The Simons’s three-bedroom home, for instance, has an illegal rear addition that contains two bedrooms and two rear decks — a “pop-back.” Without a zoning variance, Moskowitz said, the couple will have to spend hundreds of thousands of dollars to remove the structure, rendering the home even less valuable for resale because it will have only one bedroom.

Many homeowners have long complained that the D.C. Department of Consumer and Regulatory Affairs (DCRA) did not respond quickly enough to complaints about the Hofgards and that the agency’s reliance on third-party inspections results in approvals for substandard homes.

Racine acknowledged as much. “With respect to some of the inspections and other activity prior to the lawsuit, I think DCRA has frankly acknowledged some mistakes in the past,” he said. “In fact, this has been a significant learning lesson for all of us.”

Matt Orlins, a DCRA spokesman, said in a statement that the agency “expeditiously” reviewed complaints and then “initiated a months-long investigation that resulted in dozens of infraction citations and more than $300,000 in penalties against the Hofgards.”
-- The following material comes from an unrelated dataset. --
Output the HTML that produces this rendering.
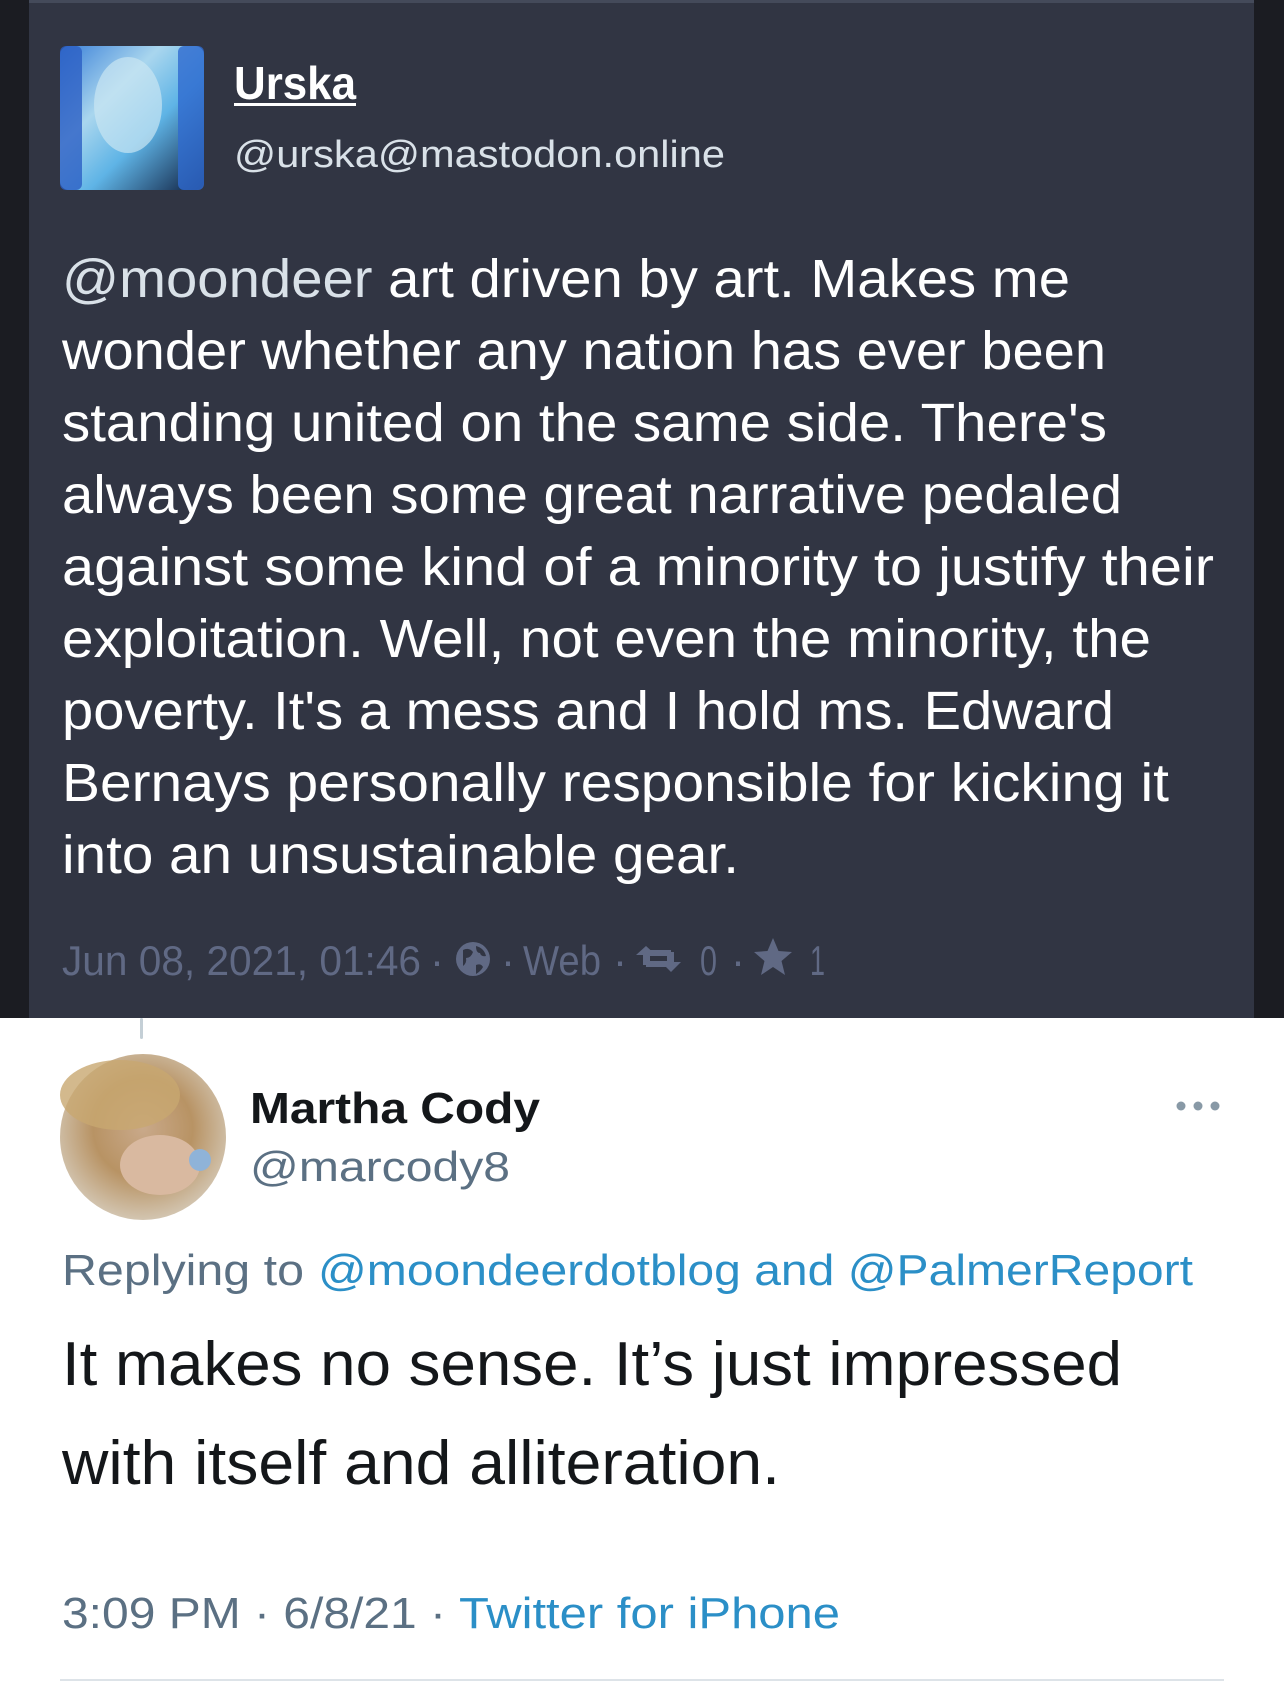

Brian Jacobson, 45, a website developer who bought a Hofgard home near Petworth, said he is angry that Racine did not consult him or others about the settlement. Jacobson, who is suing the Hofgards for more than $1 million in federal court, worries that the couple will delay making any payments, especially if more than $1.3 million is needed.

“We received an estimate that to fix our house would cost between $450,000 to $500,000,” said Jacobson, whose home came with unsafe lighting, a malfunctioning heating-and-cooling system, and an illegal second kitchen in the basement. “If you look at $1.3 million and divided it by 19 properties, it’s not enough to get an architect to make a drawing.”

Marus, the attorney general’s spokesman, said legal negotiations between the city and the Hofgards had to be kept confidential.

“These consumers under the settlement will get everything they’re entitled to,” he said.